WASHINGTON (AP) — If there was one thing most economists agreed on at the start of the year, it was this: Plunging oil prices would boost the U.S. economy.
It hasn’t worked out that way.
The economy is thought to have shrunk in the January-March quarter and may barely grow for the first half of 2015 — thanks in part to sharp cuts in energy drilling. And despite their savings at the gas pump, consumers have slowed rather than increased their spending.
At $2.74 a gallon, the average price of gas nationwide is nearly $1 lower than it was a year ago. In January, the average briefly reached $2.03, the lowest in five years.
Cheaper oil and gas had been expected to turbocharge spending and drive growth, more than making up for any economic damage caused by cutbacks in the U.S. oil patch.
Consider what Federal Reserve Chair Janet Yellen said in December: Lower gas prices, Yellen declared, are “certainly good for families. … It’s like a tax cut that boosts their spending power.”

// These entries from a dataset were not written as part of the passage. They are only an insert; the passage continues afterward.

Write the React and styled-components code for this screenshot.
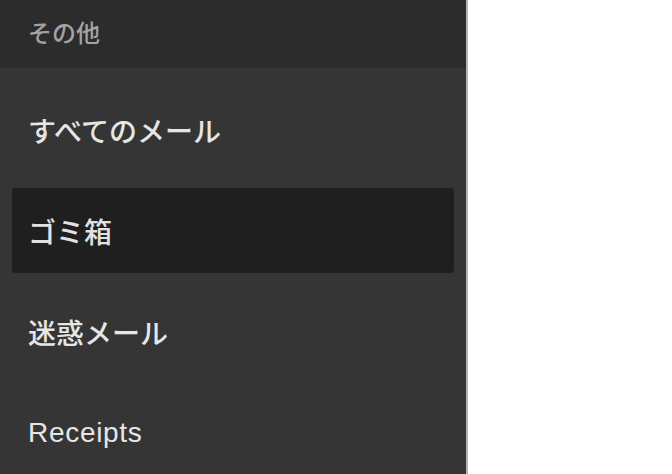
import React from "react";
import styled, { createGlobalStyle } from "styled-components";

const GlobalStyle = createGlobalStyle`
  html, body {
    margin: 0;
    padding: 0;
    background: #ffffff;
    height: 100%;
    overflow: hidden;
  }
  #root {
    height: 100%;
  }
`;

const font = `"Liberation Sans", "Noto Sans CJK JP", sans-serif`;

const Screen = styled.div`
  display: flex;
  height: 474px;
  width: 672px;
  font-family: ${font};
`;

const Sidebar = styled.nav`
  width: 466px;
  flex-shrink: 0;
  background: #353535;
  border-right: 2px solid #b4b4b4;
  display: flex;
  flex-direction: column;
  overflow: hidden;
`;

const SectionHeader = styled.div`
  height: 68px;
  flex-shrink: 0;
  background: #2c2c2c;
  display: flex;
  align-items: center;
  padding: 0 0 6px 28px;
  box-sizing: border-box;
  color: #a3a3a3;
  font-size: 24px;
  font-weight: 500;
`;

const List = styled.ul`
  list-style: none;
  margin: 0;
  padding: 11px 0 0;
`;

const Row = styled.li`
  height: 101px;
  padding: 8px 12px;
  box-sizing: border-box;
`;

const RowInner = styled.div`
  height: 100%;
  display: flex;
  align-items: center;
  padding-left: 16px;
  border-radius: 3px;
  background: ${(p) => (p.$active ? "#1f1f1f" : "transparent")};
  color: ${(p) => (p.$active ? "#e2e2e2" : "#e6e6e6")};
  font-size: 28px;
  font-weight: 500;
  letter-spacing: ${(p) => (p.$latin ? "0.7px" : "0")};
`;

const Content = styled.main`
  flex: 1;
  background: #ffffff;
`;

const items = [
  { label: "すべてのメール" },
  { label: "ゴミ箱", active: true },
  { label: "迷惑メール" },
  { label: "Receipts", latin: true },
];

export default function App() {
  return (
    <>
      <GlobalStyle />
      <Screen>
        <Sidebar>
          <SectionHeader>その他</SectionHeader>
          <List>
            {items.map((item) => (
              <Row key={item.label}>
                <RowInner $active={item.active} $latin={item.latin}>
                  {item.label}
                </RowInner>
              </Row>
            ))}
          </List>
        </Sidebar>
        <Content />
      </Screen>
    </>
  );
}
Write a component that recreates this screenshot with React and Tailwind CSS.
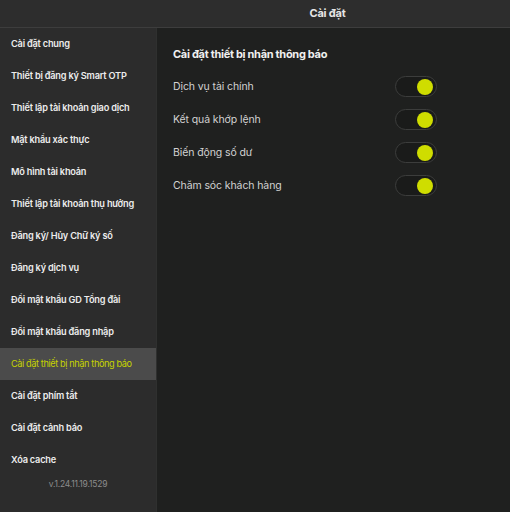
// Trang cài đặt — chọn thiết bị nhận thông báo
const menu = [
  'Cài đặt chung',
  'Thiết bị đăng ký Smart OTP',
  'Thiết lập tài khoản giao dịch',
  'Mật khẩu xác thực',
  'Mô hình tài khoản',
  'Thiết lập tài khoản thụ hưởng',
  'Đăng ký/ Hủy Chữ ký số',
  'Đăng ký dịch vụ',
  'Đổi mật khẩu GD Tổng đài',
  'Đổi mật khẩu đăng nhập',
  'Cài đặt thiết bị nhận thông báo',
  'Cài đặt phím tắt',
  'Cài đặt cảnh báo',
  'Xóa cache',
]

const options = ['Dịch vụ tài chính', 'Kết quả khớp lệnh', 'Biến động số dư', 'Chăm sóc khách hàng']

function Toggle() {
  return (
    <div className="w-[42px] h-[21px] rounded-full bg-[#1a1b1a] border border-[#3c3d3c] flex items-center justify-end pr-[3px]">
      <div className="w-[16px] h-[16px] rounded-full bg-[#cfdd00]" />
    </div>
  )
}

export default function App() {
  const active = 10

  return (
    <div className="w-[510px] h-[512px] flex flex-col bg-[#1f201f] overflow-hidden" style={{ fontFamily: 'Inter, "Liberation Sans", sans-serif' }}>
      <header className="h-[28px] shrink-0 bg-[#2d2d2d] border-b border-[#3d3d3d] flex items-center justify-center pl-[145px]">
        <span className="text-[11px] font-bold text-[#e6e6e6] tracking-[-0.2px]">Cài đặt</span>
      </header>

      <div className="flex flex-1 min-h-0">
        {/* Menu bên trái */}
        <aside className="w-[157px] shrink-0 bg-[#2c2c2c] border-r border-[#2f302f] flex flex-col">
          {menu.map((label, i) => (
            <div
              key={label}
              className={`h-[32px] flex items-center pl-[11px] text-[9.2px] whitespace-nowrap ${
                i === active ? 'bg-[#4b4b4b] text-[#c6d400] tracking-[-0.4px]' : 'text-[#ececec] font-semibold tracking-[-0.2px]'
              }`}
            >
              {label}
            </div>
          ))}
          <div className="h-[16px] flex items-center justify-center text-[8.5px] text-[#8d8d8d] tracking-[-0.2px]">v.1.24.11.19.1529</div>
        </aside>

        {/* Nội dung */}
        <main className="flex-1 pl-[16px] pt-[18px]">
          <h2 className="text-[11px] font-bold text-[#f0f0f0] h-[16px] flex items-center tracking-[-0.3px]">Cài đặt thiết bị nhận thông báo</h2>
          <div className="w-[264px] mt-[8px] flex flex-col">
            {options.map((label) => (
              <div key={label} className="h-[33px] flex items-center justify-between">
                <span className="text-[10.5px] text-[#d2d2d2] tracking-[-0.1px]">{label}</span>
                <Toggle />
              </div>
            ))}
          </div>
        </main>
      </div>
    </div>
  )
}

Other experts were more direct: “Lower oil prices are an unambiguous plus for the U.S. economy,” Chris Lafakis, an economist at Moody’s Analytics, wrote in January.
So what did they get wrong?
It turns out that the economic effects of lower energy prices have evolved since the Great Recession. Corporate spending on drill rigs, steel piping for wells and railcars to transport oil has become an increasingly vital driver of economic growth. So when oil prices fall and energy companies retrench, the economy suffers.